═════ EXERCISE DATA

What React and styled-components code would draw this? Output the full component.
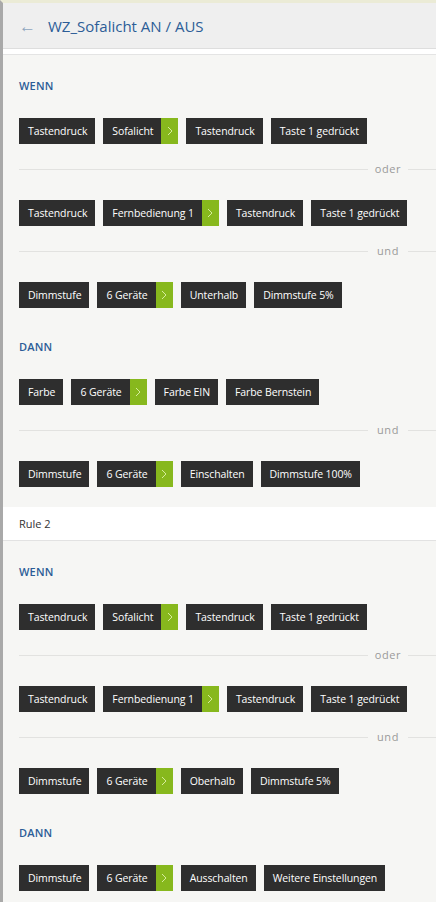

══════════
═════ EXERCISE DATA

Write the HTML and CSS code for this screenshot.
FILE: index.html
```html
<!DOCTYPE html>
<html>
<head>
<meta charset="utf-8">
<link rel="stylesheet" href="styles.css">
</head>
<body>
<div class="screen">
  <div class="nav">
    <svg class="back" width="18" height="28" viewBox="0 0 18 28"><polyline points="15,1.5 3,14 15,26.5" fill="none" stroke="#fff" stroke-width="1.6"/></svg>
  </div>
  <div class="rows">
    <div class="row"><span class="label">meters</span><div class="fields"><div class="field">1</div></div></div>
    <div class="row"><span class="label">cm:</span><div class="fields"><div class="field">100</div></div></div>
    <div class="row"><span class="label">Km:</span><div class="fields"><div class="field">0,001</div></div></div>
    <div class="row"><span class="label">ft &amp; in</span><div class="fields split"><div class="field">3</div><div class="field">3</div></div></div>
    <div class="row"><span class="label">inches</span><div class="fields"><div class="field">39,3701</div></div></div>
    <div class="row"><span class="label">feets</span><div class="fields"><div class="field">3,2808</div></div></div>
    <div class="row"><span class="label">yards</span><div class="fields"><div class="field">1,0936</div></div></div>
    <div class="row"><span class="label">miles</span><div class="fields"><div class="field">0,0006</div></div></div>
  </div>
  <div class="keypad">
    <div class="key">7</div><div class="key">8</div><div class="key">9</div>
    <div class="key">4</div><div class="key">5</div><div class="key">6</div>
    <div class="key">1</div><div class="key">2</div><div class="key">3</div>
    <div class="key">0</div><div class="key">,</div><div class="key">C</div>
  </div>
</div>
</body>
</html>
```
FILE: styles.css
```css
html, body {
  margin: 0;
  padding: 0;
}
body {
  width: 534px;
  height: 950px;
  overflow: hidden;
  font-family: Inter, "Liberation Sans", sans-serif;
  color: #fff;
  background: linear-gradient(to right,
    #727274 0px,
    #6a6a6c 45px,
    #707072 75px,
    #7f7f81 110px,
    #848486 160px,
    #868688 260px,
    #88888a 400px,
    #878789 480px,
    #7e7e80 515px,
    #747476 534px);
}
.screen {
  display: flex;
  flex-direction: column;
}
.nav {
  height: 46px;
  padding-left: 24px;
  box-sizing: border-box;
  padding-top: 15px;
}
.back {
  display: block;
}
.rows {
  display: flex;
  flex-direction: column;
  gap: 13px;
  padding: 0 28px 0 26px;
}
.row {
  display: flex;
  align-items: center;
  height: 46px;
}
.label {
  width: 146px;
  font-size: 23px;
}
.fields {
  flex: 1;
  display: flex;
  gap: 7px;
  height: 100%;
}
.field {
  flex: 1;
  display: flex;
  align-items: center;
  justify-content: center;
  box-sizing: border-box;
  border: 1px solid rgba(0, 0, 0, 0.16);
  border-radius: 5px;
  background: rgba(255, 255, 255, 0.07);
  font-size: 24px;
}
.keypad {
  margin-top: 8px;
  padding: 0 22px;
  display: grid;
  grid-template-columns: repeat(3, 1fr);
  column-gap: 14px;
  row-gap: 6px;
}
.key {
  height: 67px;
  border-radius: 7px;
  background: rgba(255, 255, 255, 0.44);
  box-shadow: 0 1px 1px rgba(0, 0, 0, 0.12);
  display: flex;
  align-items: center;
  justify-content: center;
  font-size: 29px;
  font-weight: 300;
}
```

══════════

■ WRITTEN TASK: Copy every line of the entries above in which "this" occurs.

■ CORRECT ANSWER:
What React and styled-components code would draw this? Output the full component.
Write the HTML and CSS code for this screenshot.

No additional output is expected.